17- L’information nutritionnelle vient en complément à l’étiquetage et à la surveillance de la qualité sanitaire des aliments. Le système graphique d’information nutritionnelle peut être un élément d’une stratégie nationale de prévention et de lutte contre les maladies comme l’obésité, le diabète et pathologies cardiovasculaire. Cette stratégie doit comprendre également l’appel à l’activité physique, la lutte contre le tabagisme et l’éducation nutritionnelle du consommateur pour une alimentation saine et équilibrée.

18- L’adoption d’un système graphique d’information nutritionnelle est très importante et urgente. Le Nutri-score est un système de plus en plus utilisé dans les pays de l’Union Européenne. Il revient aux autorités médicales nationales et aux responsables politiques de juger de l’intérêt de son adoption ou d’opter pour un autre système du même genre. La mobilisation de tous (corps médical et autorités sanitaires, industriels, consommateurs et politiques/décideurs) serait indispensable pour la réussite d’une telle entreprise.

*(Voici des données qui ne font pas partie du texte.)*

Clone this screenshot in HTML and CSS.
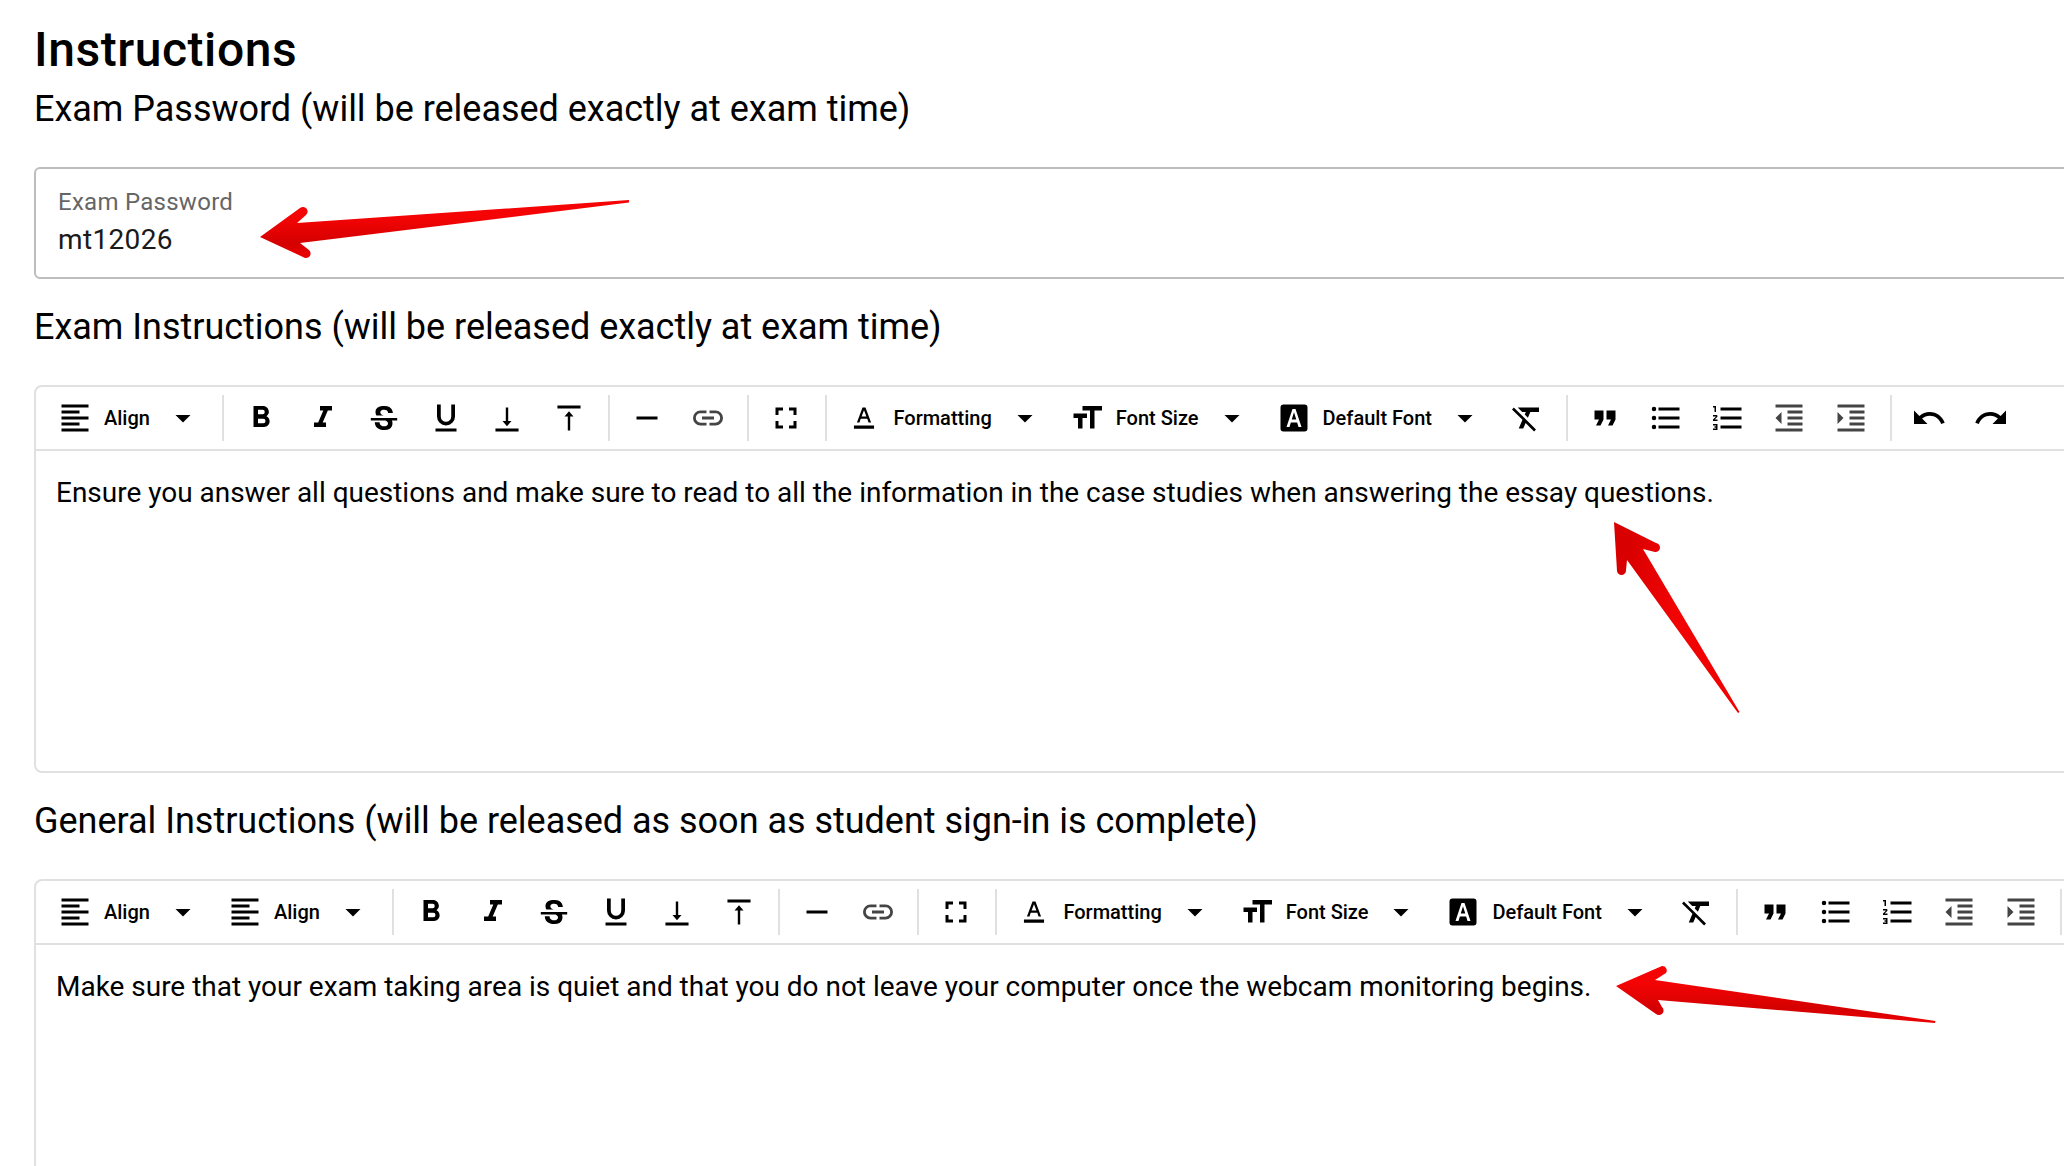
FILE: index.html
```html
<!DOCTYPE html>
<html lang="en">
<head>
<meta charset="utf-8">
<title>Instructions</title>
<link rel="stylesheet" href="styles.css">
</head>
<body>
<svg class="defs" width="0" height="0" aria-hidden="true">
  <symbol id="i-align" viewBox="0 0 24 24"><path d="M3,3H21V5H3V3M3,7H15V9H3V7M3,11H21V13H3V11M3,15H15V17H3V15M3,19H21V21H3V19Z"/></symbol>
  <symbol id="i-caret" viewBox="0 0 24 24"><path d="M7,10L12,15L17,10H7Z"/></symbol>
  <symbol id="i-bold" viewBox="0 0 24 24"><path d="M13.5,15.5H10V12.5H13.5A1.5,1.5 0 0,1 15,14A1.5,1.5 0 0,1 13.5,15.5M10,6.5H13A1.5,1.5 0 0,1 14.5,8A1.5,1.5 0 0,1 13,9.5H10M15.6,10.79C16.57,10.11 17.25,9 17.25,8C17.25,5.74 15.5,4 13.25,4H7V18H14.04C16.14,18 17.75,16.3 17.75,14.21C17.75,12.69 16.89,11.39 15.6,10.79Z"/></symbol>
  <symbol id="i-italic" viewBox="0 0 24 24"><path d="M10,4V7H12.21L8.79,15H6V18H14V15H11.79L15.21,7H18V4H10Z"/></symbol>
  <symbol id="i-strike" viewBox="-3 -3 30 30"><path d="M23,12V14H18.61C19.61,16.14 19.56,22 12.38,22C4.05,22.05 4.37,15.5 4.37,15.5L8.34,15.55C8.37,18.92 11.5,18.92 12.12,18.88C12.76,18.83 15.15,18.84 15.34,16.5C15.42,15.41 14.32,14.58 13.12,14H1V12H23M19.41,7.89L15.43,7.86C15.43,7.86 15.6,5.09 12.15,5.08C8.7,5.06 9,7.28 9,7.56C9.04,7.84 9.34,9.22 12,9.88H5.71C5.71,9.88 2.22,3 10.74,2C19.45,1 19.43,7.91 19.41,7.89Z"/></symbol>
  <symbol id="i-under" viewBox="0 0 24 24"><path d="M5,21H19V19H5V21M12,17A6,6 0 0,0 18,11V3H15.5V11A3.5,3.5 0 0,1 12,14.5A3.5,3.5 0 0,1 8.5,11V3H6V11A6,6 0 0,0 12,17Z"/></symbol>
  <symbol id="i-down" viewBox="0 0 24 24"><path d="M11.2,5H12.8V14H15L12,17.5L9,14H11.2V5M4.3,19H19.7V21H4.3V19Z"/></symbol>
  <symbol id="i-up" viewBox="0 0 24 24"><path d="M4.300,3.700H19.700V5.700H4.300V3.700M11.200,20.300V11H9L12,7.500L15,11H12.800V20.300H11.200Z"/></symbol>
  <symbol id="i-minus" viewBox="0 0 24 24"><path d="M19,13H5V11H19V13Z"/></symbol>
  <symbol id="i-link" viewBox="0 0 24 24"><path d="M3.9,12C3.9,10.29 5.29,8.9 7,8.9H11V7H7A5,5 0 0,0 2,12A5,5 0 0,0 7,17H11V15.1H7C5.29,15.1 3.9,13.71 3.9,12M8,13H16V11H8V13M17,7H13V8.9H17C18.71,8.9 20.1,10.29 20.1,12C20.1,13.71 18.71,15.1 17,15.1H13V17H17A5,5 0 0,0 22,12A5,5 0 0,0 17,7Z"/></symbol>
  <symbol id="i-full" viewBox="0 0 24 24"><path d="M5,5H10V7H7V10H5V5M14,5H19V10H17V7H14V5M17,14H19V19H14V17H17V14M10,17V19H5V14H7V17H10Z"/></symbol>
  <symbol id="i-color" viewBox="0 0 24 24"><path fill-rule="evenodd" d="M11,5L7.300,15H9L9.800,12.500H14.200L15,15H16.700L13,5H11ZM10.400,11L12,6.800L13.600,11H10.400ZM5.300,17H18.700V19.200H5.300V17Z"/></symbol>
  <symbol id="i-size" viewBox="0 0 24 24"><path d="M3,12H6V19H9V12H12V9H3M9,4V7H14V19H17V7H22V4H9Z"/></symbol>
  <symbol id="i-font" viewBox="0 0 24 24"><path fill-rule="evenodd" d="M5,3H19A2,2 0 0,1 21,5V19A2,2 0 0,1 19,21H5A2,2 0 0,1 3,19V5A2,2 0 0,1 5,3ZM11,6L7,18H9L9.9,15H14.1L15,18H17L13,6H11ZM10.5,13L12,8.2L13.5,13H10.5Z"/></symbol>
  <symbol id="i-clear" viewBox="0 0 24 24"><path d="M3.27 5L2 6.27l6.97 6.97L6.5 19h3l1.57-3.66L16.73 21 18 19.73 3.55 5.27 3.27 5zM6 5v.18L8.82 8h2.4l-.72 1.68 2.1 2.1L14.21 8H20V5H6z"/></symbol>
  <symbol id="i-quote" viewBox="0 0 24 24"><path d="M14,17H17L19,13V7H13V13H16M6,17H9L11,13V7H5V13H8L6,17Z"/></symbol>
  <symbol id="i-ul" viewBox="0 0 24 24"><path d="M7,5H21V7H7V5M7,13V11H21V13H7M4,4.5A1.5,1.5 0 0,1 5.5,6A1.5,1.5 0 0,1 4,7.5A1.5,1.5 0 0,1 2.5,6A1.5,1.5 0 0,1 4,4.5M4,10.5A1.5,1.5 0 0,1 5.5,12A1.5,1.5 0 0,1 4,13.5A1.5,1.5 0 0,1 2.5,12A1.5,1.5 0 0,1 4,10.5M7,19V17H21V19H7M4,16.5A1.5,1.5 0 0,1 5.5,18A1.5,1.5 0 0,1 4,19.5A1.5,1.5 0 0,1 2.5,18A1.5,1.5 0 0,1 4,16.5Z"/></symbol>
  <symbol id="i-ol" viewBox="0 0 24 24"><path d="M7,13V11H21V13H7M7,19V17H21V19H7M7,7V5H21V7H7M3,8V5H2V4H4V8H3M2,17V16H5V20H2V19H4V18.5H3V17.5H4V17H2M4.25,10A0.75,0.75 0 0,1 5,10.75C5,10.95 4.92,11.14 4.79,11.27L3.12,13H5V14H2V13.08L4,11H2V10H4.25Z"/></symbol>
  <symbol id="i-outdent" viewBox="0 0 24 24"><path d="M11,13H21V11H11M11,9H21V7H11M3,3V5H21V3M11,17H21V15H11M7,8L3,12L7,16M3,21H21V19H3V21Z"/></symbol>
  <symbol id="i-indent" viewBox="0 0 24 24"><path d="M11,13H21V11H11M11,9H21V7H11M3,3V5H21V3M11,17H21V15H11M3,8V16L7,12M3,21H21V19H3V21Z"/></symbol>
  <symbol id="i-undo" viewBox="0 0 24 24"><path d="M12.5,8C9.85,8 7.45,9 5.6,10.6L2,7V16H11L7.38,12.38C8.77,11.22 10.54,10.5 12.5,10.5C16.04,10.5 19.05,12.81 20.1,16L22.47,15.22C21.08,11.03 17.15,8 12.5,8Z"/></symbol>
  <symbol id="i-redo" viewBox="0 0 24 24"><path d="M18.4,10.6C16.55,9 14.15,8 11.5,8C6.85,8 2.92,11.03 1.53,15.22L3.9,16C4.95,12.81 7.96,10.5 11.5,10.5C13.46,10.5 15.23,11.22 16.62,12.38L13,16H22V7L18.4,10.6Z"/></symbol>
</svg>

<main class="page">
  <h1 class="title">Instructions</h1>
  <h2 class="sub sub-1">Exam Password (will be released exactly at exam time)</h2>
  <div class="field">
    <div class="field-label">Exam Password</div>
    <div class="field-value">mt12026</div>
  </div>

  <h2 class="sub sub-2">Exam Instructions (will be released exactly at exam time)</h2>
  <section class="editor editor-1">
    <div class="toolbar">
      <div class="dd"><svg class="ic"><use href="#i-align"/></svg><span>Align</span><svg class="ic"><use href="#i-caret"/></svg></div>
      <i class="sep"></i>
      <div class="btn"><svg class="ic"><use href="#i-bold"/></svg></div>
      <div class="btn"><svg class="ic"><use href="#i-italic"/></svg></div>
      <div class="btn"><svg class="ic"><use href="#i-strike"/></svg></div>
      <div class="btn"><svg class="ic"><use href="#i-under"/></svg></div>
      <div class="btn"><svg class="ic"><use href="#i-down"/></svg></div>
      <div class="btn"><svg class="ic"><use href="#i-up"/></svg></div>
      <i class="sep"></i>
      <div class="btn"><svg class="ic"><use href="#i-minus"/></svg></div>
      <div class="btn dim"><svg class="ic"><use href="#i-link"/></svg></div>
      <i class="sep"></i>
      <div class="btn"><svg class="ic"><use href="#i-full"/></svg></div>
      <i class="sep"></i>
      <div class="dd"><svg class="ic"><use href="#i-color"/></svg><span>Formatting</span><svg class="ic"><use href="#i-caret"/></svg></div>
      <div class="dd"><svg class="ic"><use href="#i-size"/></svg><span>Font Size</span><svg class="ic"><use href="#i-caret"/></svg></div>
      <div class="dd"><svg class="ic"><use href="#i-font"/></svg><span>Default Font</span><svg class="ic"><use href="#i-caret"/></svg></div>
      <div class="btn"><svg class="ic"><use href="#i-clear"/></svg></div>
      <i class="sep"></i>
      <div class="btn"><svg class="ic"><use href="#i-quote"/></svg></div>
      <div class="btn"><svg class="ic"><use href="#i-ul"/></svg></div>
      <div class="btn"><svg class="ic"><use href="#i-ol"/></svg></div>
      <div class="btn dim"><svg class="ic"><use href="#i-outdent"/></svg></div>
      <div class="btn dim"><svg class="ic"><use href="#i-indent"/></svg></div>
      <i class="sep"></i>
      <div class="btn"><svg class="ic"><use href="#i-undo"/></svg></div>
      <div class="btn"><svg class="ic"><use href="#i-redo"/></svg></div>
    </div>
    <div class="content">Ensure you answer all questions and make sure to read to all the information in the case studies when answering the essay questions.</div>
  </section>

  <h2 class="sub sub-3">General Instructions (will be released as soon as student sign-in is complete)</h2>
  <section class="editor editor-2">
    <div class="toolbar">
      <div class="dd"><svg class="ic"><use href="#i-align"/></svg><span>Align</span><svg class="ic"><use href="#i-caret"/></svg></div>
      <div class="dd"><svg class="ic"><use href="#i-align"/></svg><span>Align</span><svg class="ic"><use href="#i-caret"/></svg></div>
      <i class="sep"></i>
      <div class="btn"><svg class="ic"><use href="#i-bold"/></svg></div>
      <div class="btn"><svg class="ic"><use href="#i-italic"/></svg></div>
      <div class="btn"><svg class="ic"><use href="#i-strike"/></svg></div>
      <div class="btn"><svg class="ic"><use href="#i-under"/></svg></div>
      <div class="btn"><svg class="ic"><use href="#i-down"/></svg></div>
      <div class="btn"><svg class="ic"><use href="#i-up"/></svg></div>
      <i class="sep"></i>
      <div class="btn"><svg class="ic"><use href="#i-minus"/></svg></div>
      <div class="btn dim"><svg class="ic"><use href="#i-link"/></svg></div>
      <i class="sep"></i>
      <div class="btn"><svg class="ic"><use href="#i-full"/></svg></div>
      <i class="sep"></i>
      <div class="dd"><svg class="ic"><use href="#i-color"/></svg><span>Formatting</span><svg class="ic"><use href="#i-caret"/></svg></div>
      <div class="dd"><svg class="ic"><use href="#i-size"/></svg><span>Font Size</span><svg class="ic"><use href="#i-caret"/></svg></div>
      <div class="dd"><svg class="ic"><use href="#i-font"/></svg><span>Default Font</span><svg class="ic"><use href="#i-caret"/></svg></div>
      <div class="btn"><svg class="ic"><use href="#i-clear"/></svg></div>
      <i class="sep"></i>
      <div class="btn"><svg class="ic"><use href="#i-quote"/></svg></div>
      <div class="btn"><svg class="ic"><use href="#i-ul"/></svg></div>
      <div class="btn"><svg class="ic"><use href="#i-ol"/></svg></div>
      <div class="btn dim"><svg class="ic"><use href="#i-outdent"/></svg></div>
      <div class="btn dim"><svg class="ic"><use href="#i-indent"/></svg></div>
      <i class="sep"></i>
      <div class="btn"><svg class="ic"><use href="#i-undo"/></svg></div>
      <div class="btn"><svg class="ic"><use href="#i-redo"/></svg></div>
    </div>
    <div class="content">Make sure that your exam taking area is quiet and that you do not leave your computer once the webcam monitoring begins.</div>
  </section>
</main>

<svg class="arrows" viewBox="0 0 2064 1166" aria-hidden="true">
  <defs>
    <linearGradient id="g-v" x1="0" y1="0" x2="0" y2="1">
      <stop offset="0.3" stop-color="#f40404"/><stop offset="0.75" stop-color="#d40000"/><stop offset="1" stop-color="#ee0000"/>
    </linearGradient>
    <linearGradient id="g-h" x1="0" y1="0" x2="1" y2="0">
      <stop offset="0.1" stop-color="#d80000"/><stop offset="0.5" stop-color="#f20404"/><stop offset="1" stop-color="#f00000"/>
    </linearGradient>
  </defs>
  <path fill="url(#g-v)" d="M260 237L300 208A4.5 4.5 0 0 1 306 215L297 223L629 200L629 202.500L300 243L309 250A4.5 4.500 0 0 1 303 257Z"/>
  <path fill="url(#g-h)" d="M1614 522L1656 543A3.800 3.800 0 0 1 1655 552L1643 549L1739.500 712L1738 713L1627 560L1626 570A4.500 4.500 0 0 1 1617 571Z"/>
  <path fill="url(#g-v)" d="M1616 986L1662 966A4.500 4.500 0 0 1 1666 973L1655 980L1935.500 1021L1935 1023L1658 1000L1662 1007A4.500 4.500 0 0 1 1656 1014Z"/>
</svg>
</body>
</html>
```
FILE: styles.css
```css
* { box-sizing: border-box; }
html, body { margin: 0; height: 100%; overflow: hidden; background: #fff; }
body { font-family: Roboto, "Liberation Sans", sans-serif; color: #000; position: relative; }
.defs { position: absolute; }

.page { width: 2500px; padding: 20px 0 0 34px; }
.title { margin: 0; font-size: 48px; line-height: 60px; font-weight: 500; letter-spacing: 0.55px; }
.sub { margin: 0; font-size: 36px; line-height: 48px; font-weight: 400; letter-spacing: -0.02px; }
.sub-1 { margin-top: 5px; }
.sub-2 { margin-top: 24px; }
.sub-3 { margin-top: 24px; }

.field { margin-top: 34px; height: 112px; border: 2px solid #bdbdbd; border-radius: 6px; padding: 17px 22px 0; }
.field-label { font-size: 24px; line-height: 32px; color: #666; letter-spacing: 0.27px; }
.field-value { font-size: 28px; line-height: 40px; margin-top: 2px; color: #1a1a1a; letter-spacing: 0.35px; }

.editor { border: 2px solid #e0e0e0; border-radius: 8px; margin-top: 34px; }
.editor-1 { height: 388px; }
.editor-2 { height: 400px; border-bottom: 0; }

.toolbar { display: flex; align-items: center; height: 64px; padding: 0 8px; border-bottom: 2px solid #e0e0e0; }
.btn { flex: none; width: 61.6px; display: flex; justify-content: center; align-items: center; }
.dd { flex: none; display: flex; align-items: center; padding: 0 13px; font-size: 20px; font-weight: 500; }
.dd span { margin: 0 15px 0 11px; white-space: nowrap; }
.ic { flex: none; width: 36px; height: 36px; fill: #000; }
.dim .ic { fill: #444; }
.sep { flex: none; width: 2px; height: 46px; margin: 0 6.3px 0 8px; background: #e0e0e0; }

.content { padding: 22px 20px; font-size: 27.98px; line-height: 40px; white-space: nowrap; }

.arrows { position: absolute; left: 0; top: 0; width: 2064px; height: 1166px; pointer-events: none; }
```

19- La Tunisie a une expérience réussie en matière d’information graphique. Il s’agit d’u système d’information énergétique pour l’électroménager qui rappelle un peu le Nutri-score. En effet, depuis 2009, un programme de certification énergétique des équipements électrodomestiques, piloté par l’ANME, a permis « d’instaurer l’obligation de l’étiquetage énergétique des appareils commercialisés sur le marché local afin d’informer les ménages lors de l’acquisition de ces appareils de leurs performances énergétiques… Ce programme prévoit, dans une deuxième étape, l’élimination progressive du marché, les équipements consommateurs d’énergie ». Le logo utilisé pour informer les consommateurs comprend 8 classes énergétiques de 1 à 8 correspondants à des couleurs allant du bleu au rouge.

Le chiffre 1 correspond aux équipements les plus économes d’énergie et le 8 aux plus énergivores. Ce programme permet d’aider le citoyen dans le choix de ses appareils électroménagers et le sensibiliser à la question environnementale. Le citoyen a intérêt d’acheter des équipements économes d’énergie se trouvant dans les trois premières classes même si c’est plus cher que d’autres du bas du logo mais meilleur marché.

20- La mise en place d’un tel système pour l’information nutritionnelle couterait certainement cher. Toutefois les bénéfices en vies humaines, santé des citoyens et dépenses de santé publique seront beaucoup plus importants.